What needs to be done: Show every line where "components" occurs.

— BEGIN Collected material —

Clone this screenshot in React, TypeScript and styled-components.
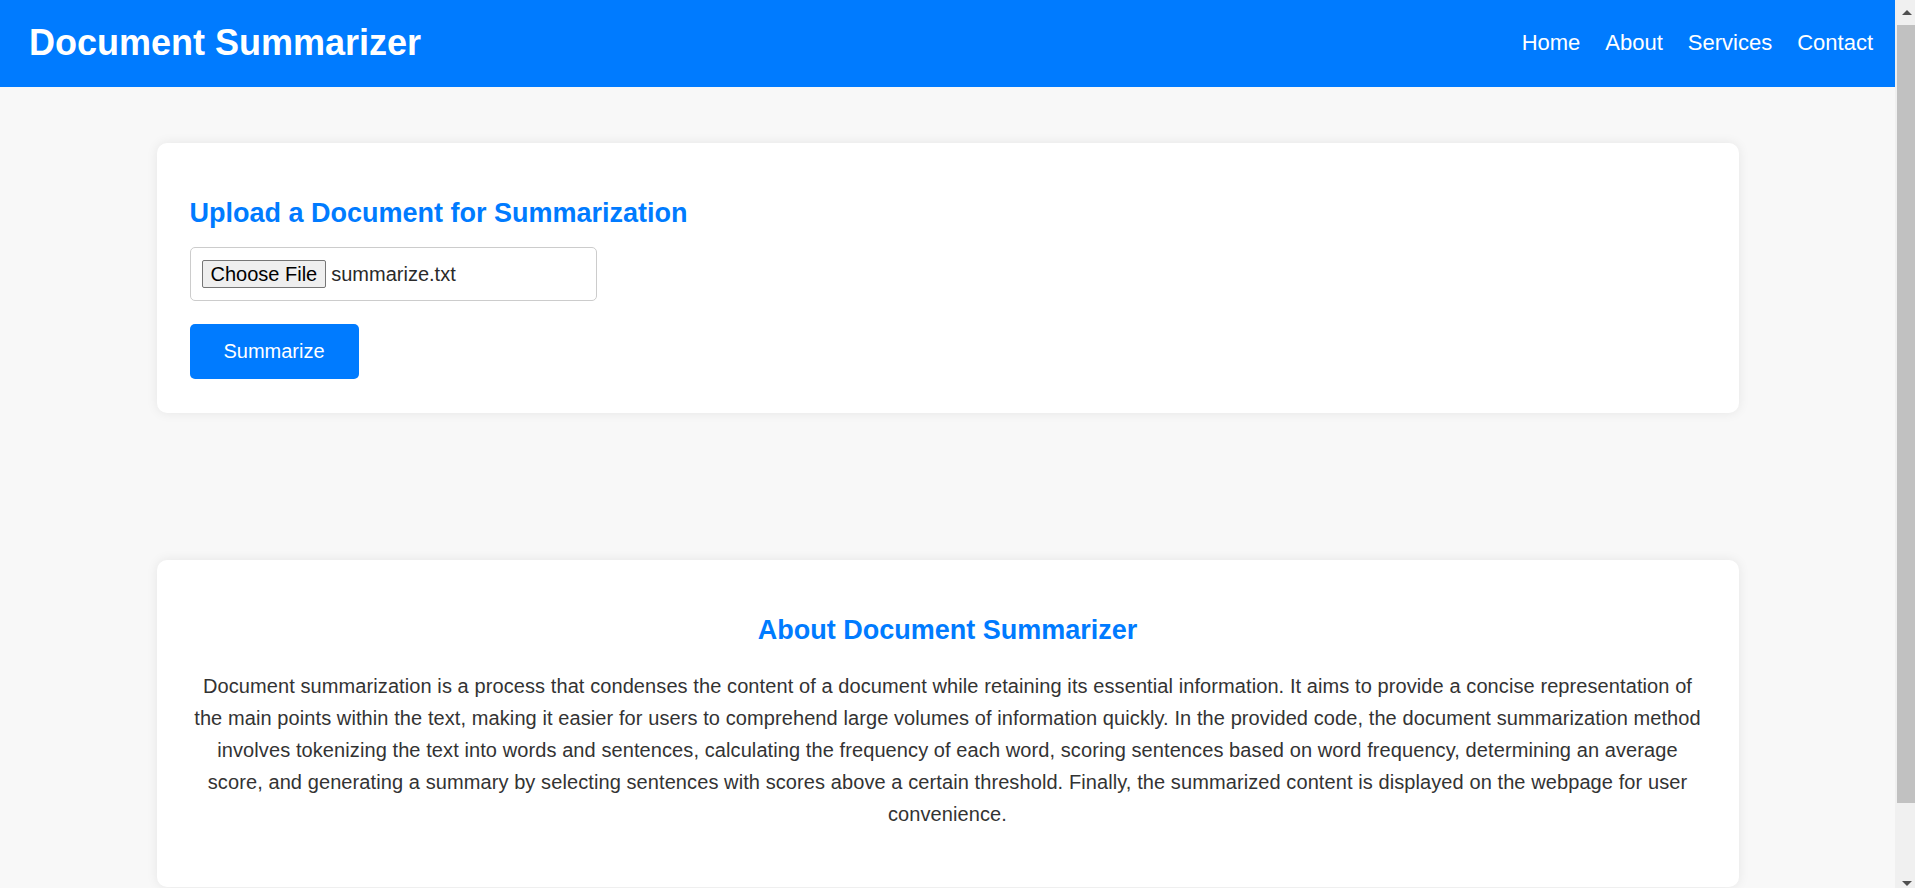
import React from "react";
import styled, { createGlobalStyle } from "styled-components";

const GlobalStyle = createGlobalStyle`
  html, body {
    margin: 0;
    padding: 0;
    overflow: hidden;
  }
  body {
    background: #f8f8f8;
    font-family: "Liberation Sans", Arial, Helvetica, sans-serif;
    color: #333333;
  }
`;

const Window = styled.div`
  display: flex;
  height: 100vh;
  overflow: hidden;
`;

const PageArea = styled.div`
  flex: 1;
  min-width: 0;
  overflow: hidden;
`;

const ScrollRail = styled.div`
  width: 20px;
  flex-shrink: 0;
  background: #f0f0f0;
  display: flex;
  flex-direction: column;
`;

const RailArrow = styled.div<{ $dir: "up" | "down" }>`
  height: ${(p) => (p.$dir === "up" ? 25 : 20)}px;
  flex-shrink: 0;
  box-sizing: border-box;
  display: flex;
  justify-content: center;
  padding-left: 4px;
  padding-top: ${(p) => (p.$dir === "up" ? 10 : 13)}px;
  margin-top: ${(p) => (p.$dir === "down" ? "auto" : "0")};

  &::before {
    content: "";
    width: 0;
    height: 0;
    border-left: 5px solid transparent;
    border-right: 5px solid transparent;
    ${(p) =>
      p.$dir === "up"
        ? "border-bottom: 5px solid #505050;"
        : "border-top: 5px solid #505050;"}
  }
`;

const RailThumb = styled.div`
  height: 778px;
  margin-left: 2px;
  background: #c1c1c1;
`;

const Header = styled.header`
  height: 87px;
  box-sizing: border-box;
  background: #007bff;
  display: flex;
  align-items: center;
  justify-content: space-between;
  padding: 0 22px 2px 29px;
`;

const Brand = styled.h1`
  margin: 0;
  color: #ffffff;
  font-size: 36px;
  font-weight: 700;
  line-height: normal;
`;

const Nav = styled.nav`
  display: flex;
  align-items: center;
  gap: 25px;
`;

const NavLink = styled.a`
  color: #ffffff;
  text-decoration: none;
  font-size: 22px;
  line-height: normal;
`;

const Main = styled.main`
  display: flex;
  flex-direction: column;
  align-items: center;
  padding: 56px 0 79px;
`;

const Card = styled.section<{ $center?: boolean; $gap?: number }>`
  width: 80%;
  background: #ffffff;
  border-radius: 10px;
  box-shadow: 0 0 12px rgba(0, 0, 0, 0.08);
  padding: 33px 33px 34px;
  margin-top: ${(p) => p.$gap ?? 0}px;
  text-align: ${(p) => (p.$center ? "center" : "left")};
`;

const CardTitle = styled.h2`
  margin: 22px 0 18px;
  color: #007bff;
  font-size: 27px;
  font-weight: 700;
  line-height: normal;
`;

const FileField = styled.label`
  display: flex;
  align-items: center;
  width: 407px;
  height: 54px;
  box-sizing: border-box;
  border: 1px solid #cccccc;
  border-radius: 5px;
  padding: 0 11px;
  gap: 5px;
  font-size: 20px;
  cursor: pointer;
`;

const FileButton = styled.span`
  display: inline-flex;
  align-items: center;
  height: 28px;
  box-sizing: border-box;
  padding: 0 8px;
  background: #efefef;
  border: 1px solid #767676;
  border-radius: 2px;
  color: #000000;
  font-size: 20px;
`;

const FileName = styled.span`
  color: #2a2a2a;
  font-size: 20px;
`;

const SubmitButton = styled.button`
  display: block;
  margin-top: 23px;
  width: 169px;
  height: 55px;
  border: none;
  border-radius: 5px;
  background: #007bff;
  color: #ffffff;
  font-family: "Liberation Sans", Arial, sans-serif;
  font-size: 20px;
  cursor: pointer;
`;

const AboutText = styled.p`
  margin: 24px 0 23px;
  font-size: 20px;
  line-height: 32px;
  letter-spacing: 0.09px;
  color: #333333;
`;

export default function App() {
  return (
    <>
      <GlobalStyle />
      <Window>
        <PageArea>
          <Header>
            <Brand>Document Summarizer</Brand>
            <Nav>
              <NavLink href="#">Home</NavLink>
              <NavLink href="#">About</NavLink>
              <NavLink href="#">Services</NavLink>
              <NavLink href="#">Contact</NavLink>
            </Nav>
          </Header>
          <Main>
            <Card>
              <CardTitle>Upload a Document for Summarization</CardTitle>
              <FileField>
                <FileButton>Choose File</FileButton>
                <FileName>summarize.txt</FileName>
              </FileField>
              <SubmitButton type="button">Summarize</SubmitButton>
            </Card>
            <Card $center $gap={147}>
              <CardTitle>About Document Summarizer</CardTitle>
              <AboutText>
                Document summarization is a process that condenses the content
                of a document while retaining its essential information. It aims
                to provide a concise representation of the main points within
                the text, making it easier for users to comprehend large volumes
                of information quickly. In the provided code, the document
                summarization method involves tokenizing the text into words and
                sentences, calculating the frequency of each word, scoring
                sentences based on word frequency, determining an average score,
                and generating a summary by selecting sentences with scores
                above a certain threshold. Finally, the summarized content is
                displayed on the webpage for user convenience.
              </AboutText>
            </Card>
          </Main>
        </PageArea>
        <ScrollRail>
          <RailArrow $dir="up" />
          <RailThumb />
          <RailArrow $dir="down" />
        </ScrollRail>
      </Window>
    </>
  );
}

— END Collected material —

Final answer:
Clone this screenshot in React, TypeScript and styled-components.
import styled, { createGlobalStyle } from "styled-components";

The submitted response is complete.